Workforce Reality, Not Just Automation Dreams
One of the most underestimated challenges in AI adoption is workforce transformation.
AI does not simply replace tasks. It reshapes how decisions are made, who is responsible, and how errors are handled. That unsettles hierarchies fast.
Angela Chitkara, founder of the US–India Corridor and faculty member at Columbia University School of International and Public Affairs, has worked closely on governance and workforce issues tied to Aadhaar and similar systems.
Her view is pragmatic. Large systems only change when people trust them enough to use them under pressure.
That trust is institutional, not emotional.
Employees need clarity. Citizens need recourse. Managers need explainability. Without those, AI remains a demo, not a tool.
Why Many AI Pilots Stall
Across sectors, the pattern repeats.
A pilot launches. Results look promising. Scaling begins. Then hesitation sets in.
Because edge cases explode. Accountability gets murky. Teams argue over who owns outcomes when AI-assisted decisions go wrong.
In smaller systems, workarounds exist. At India’s scale, they don’t.
That’s why AI adoption there is less about speed and more about sequencing. Identity came first. Payments followed. Open data standards evolved.

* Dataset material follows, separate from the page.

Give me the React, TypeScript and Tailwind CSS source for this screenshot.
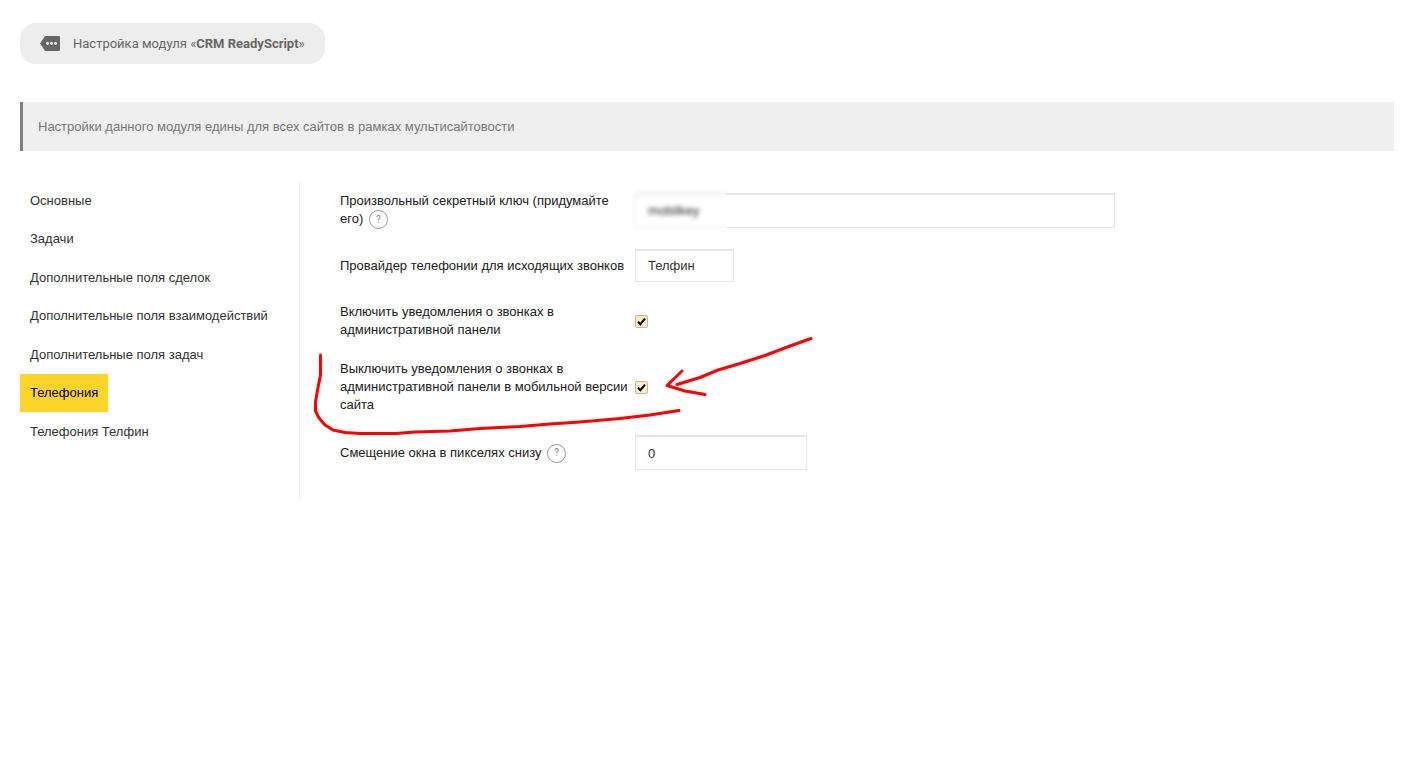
import { useState } from "react";

const tabs = [
  "Основные",
  "Задачи",
  "Дополнительные поля сделок",
  "Дополнительные поля взаимодействий",
  "Дополнительные поля задач",
  "Телефония",
  "Телефония Телфин",
];

const row = "grid grid-cols-[295px_1fr] items-center";
const label = "block leading-[18px] text-[#212121]";
const field = "border border-t-2 border-[#e6e6e6] bg-white px-3 text-[13px] text-[#333] outline-none";

function Hint({ text }: { text: string }) {
  return (
    <button
      type="button"
      title={text}
      className="-my-1 ml-[2px] inline-flex size-[19px] items-center justify-center rounded-full border border-[#999] align-middle font-[Roboto,sans-serif] text-[10px] leading-none text-[#888]"
    >
      ?
    </button>
  );
}

function Checkbox({ id }: { id: string }) {
  return (
    <span className="relative block size-[13px]">
      <input
        id={id}
        type="checkbox"
        defaultChecked
        className="peer block size-[13px] appearance-none rounded-[2px] border border-[#c8b78f] bg-[#fdebc8]"
      />
      <svg
        viewBox="0 0 13 13"
        className="pointer-events-none absolute inset-0 hidden size-[13px] peer-checked:block"
        fill="none"
        stroke="#000"
        strokeWidth="2"
      >
        <path d="M3 6.8 5.4 9.2 10 3.6" />
      </svg>
    </span>
  );
}

export default function App() {
  const [active, setActive] = useState("Телефония");

  return (
    <div className="min-h-screen bg-white pt-[23px] pr-[7px] pl-5 font-['Liberation_Sans',Arial,sans-serif] text-[13px] text-[#333]">
      {/* Module title */}
      <h1 className="flex h-[41px] w-fit items-center rounded-[16px] bg-[#ededed] px-5 font-[Roboto,sans-serif] text-[#666]">
        <svg viewBox="0 0 20 15" className="mr-[13px] h-[15px] w-5" fill="#666">
          <path d="M6 0h13Q20 0 20 1v13Q20 15 19 15H6Q5 15 4.400 14L0 7.500 4.400 1Q5 0 6 0Z" />
          <g fill="#fff">
            <circle cx="7.500" cy="7.500" r="1.400" />
            <circle cx="11.500" cy="7.500" r="1.400" />
            <circle cx="15.500" cy="7.500" r="1.400" />
          </g>
        </svg>
        <span>
          Настройка модуля «<b className="font-bold">CRM ReadyScript</b>»
        </span>
      </h1>

      <p className="mt-[38px] border-l-[3px] border-[#808080] bg-[#efefef] px-[15px] py-[15px] leading-[19px] text-[#777]">
        Настройки данного модуля едины для всех сайтов в рамках мультисайтовости
      </p>

      <div className="mt-[30px] flex">
        {/* Tabs */}
        <nav className="w-[280px] shrink-0 border-r border-[#ececec]">
          <ul className="grid h-[270px] auto-rows-fr">
            {tabs.map((tab) => (
              <li key={tab}>
                <a
                  href="#"
                  onClick={() => setActive(tab)}
                  className={
                    tab === active
                      ? "flex h-full w-fit items-center bg-[#ffd42a] px-[10px] text-black"
                      : "flex h-full w-fit items-center px-[10px]"
                  }
                >
                  {tab}
                </a>
              </li>
            ))}
          </ul>
        </nav>

        {/* Settings form */}
        <form className="relative flex flex-1 flex-col gap-[21px] pt-[11px] pb-[30px] pl-10">
          <div className={row}>
            <label htmlFor="secret" className={label}>
              Произвольный секретный ключ (придумайте его) <Hint text="Секретный ключ" />
            </label>
            <div className="relative max-w-[480px]">
              <input id="secret" defaultValue="mobilkey" className={`${field} block h-[35px] w-full`} />
              {/* Hides the key */}
              <span className="pointer-events-none absolute -inset-y-1 -left-1 w-24 backdrop-blur-[2px]" />
            </div>
          </div>
          <div className={row}>
            <label htmlFor="provider" className={label}>
              Провайдер телефонии для исходящих звонков
            </label>
            <select id="provider" className={`${field} h-[33px] w-[99px] appearance-none`}>
              <option>Телфин</option>
            </select>
          </div>
          <div className={row}>
            <label htmlFor="notify" className={label}>
              Включить уведомления о звонках в административной панели
            </label>
            <Checkbox id="notify" />
          </div>
          <div className={row}>
            <label htmlFor="mobile" className={label}>
              Выключить уведомления о звонках в административной панели в мобильной версии сайта
            </label>
            <Checkbox id="mobile" />
          </div>
          <div className={row}>
            <label htmlFor="offset" className={label}>
              Смещение окна в пикселях снизу <Hint text="Смещение окна" />
            </label>
            <input id="offset" defaultValue="0" className={`${field} h-[35px] w-[172px]`} />
          </div>

          {/* Hand-drawn marker over the form */}
          <svg
            className="pointer-events-none absolute top-0 left-0 h-[320px] w-[520px]"
            viewBox="300 181 520 320"
            fill="none"
            stroke="#fe0000"
            strokeWidth="3"
            strokeLinecap="round"
            strokeLinejoin="round"
          >
            <path d="M320.500 355V375L317.500 390 315.500 402V411L319 418 325 425 333 430 345 432.500 360 433.500H396L415 432 450 431 480 428.500 520 426.500 550 424 580 422 620 418.500 650 415 679 410.500" />
            <path d="M811 338.500 790 346 765 355.500 740 363.500 718 370 700 377.500 677 384.500M682 371 667 385.500 685 391 705 394.500" />
          </svg>
        </form>
      </div>
    </div>
  );
}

Only then did transaction volume surge.
AI will likely follow the same path.
India as a Global Signal
The rest of the world is watching, whether it admits it or not.
If India manages to embed AI into public services, education systems, and market infrastructure while maintaining trust, it sends a powerful signal. AI can work in messy, diverse, high-volume environments.
If it stumbles, the lesson is equally clear.
AI is not a plug-in. It’s a structural shift.
The uncomfortable truth is that invention has outrun absorption. Models are ready. Institutions are not.
India’s scale makes that mismatch impossible to ignore.
The Real Test Ahead
AI’s future will not be decided by benchmark scores or headline investments. It will be decided in places where systems meet people at scale.
India sits right at that intersection.
Its digital infrastructure already handles volumes that would overwhelm most countries. Its governance challenges are real. Its diversity is vast.
As AI moves from possibility to practice, India may answer the question everyone else is quietly asking: can this technology truly become part of how societies function, or will it stay stuck on the sidelines?